O que poderia, então, levar mais pessoas a ler poesia? Para Cláudia Lucas Chéu, a agitação da vida atual, que se estende às artes, pode atrair leitores para este género literário.

“Entrando nesta lógica de fast food cultural, eu acho que a poesia serve muito esse propósito, porque exige um tempo de concentração bastante inferior do que um romance ou alguma coisa mais longa. E depois na poesia há um universo maior de interpretação: do autor, ou seja do sujeito poético, e do leitor. Em termos de alimento intelectual acho que é muito nutritivo – usando uma metáfora culinária. A poesia é nutritiva”, reforça a autora, que está prestes a publicar um livro novo, cujo lançamento acontecerá primeiro no Brasil.

“Chama-se ‘Ratazanas’, vai ser publicado em agosto, no festival de Paraty [no Rio de Janeiro], e a editora é a Demónio Negro”. A temática insere-se dentro das que dominam os seus livros que já publicou e que giram em torno da “família, da volúpia e, eventualmente, da violência”. Este livro está dentro dessas temáticas, embora seja fundamentalmente sobre aquilo que é subterrâneo na condição humana, nos vários contextos”, explica Cláudia Lucas Chéu.

Neste momento, Inês Fonseca Santos também se encontra a trabalhar em dois novos projetos literários: “reunir num volume poemas dispersos” e “terminar um livro que se chama ‘Suite Sem Vista’.

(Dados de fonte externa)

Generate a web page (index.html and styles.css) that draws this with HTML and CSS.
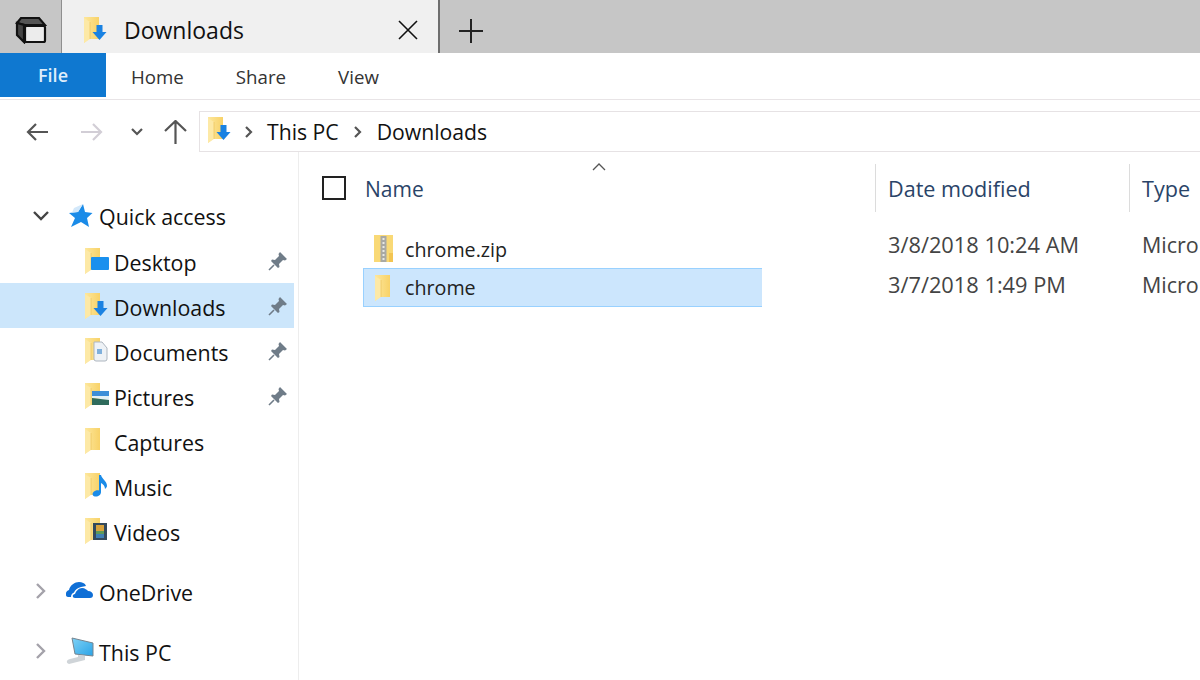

Para a autora, “escrever é sempre uma tentativa. Nunca há garantias”. No mesmo sentido, considera que não há uma fórmula para levar o público a ler mais poesia.
“As pessoas devem ler aquilo que lhes dá prazer e que as intriga, que as interpela, que lhes revela algo mais do que aquilo que a realidade encerra. Se for um poema, melhor.”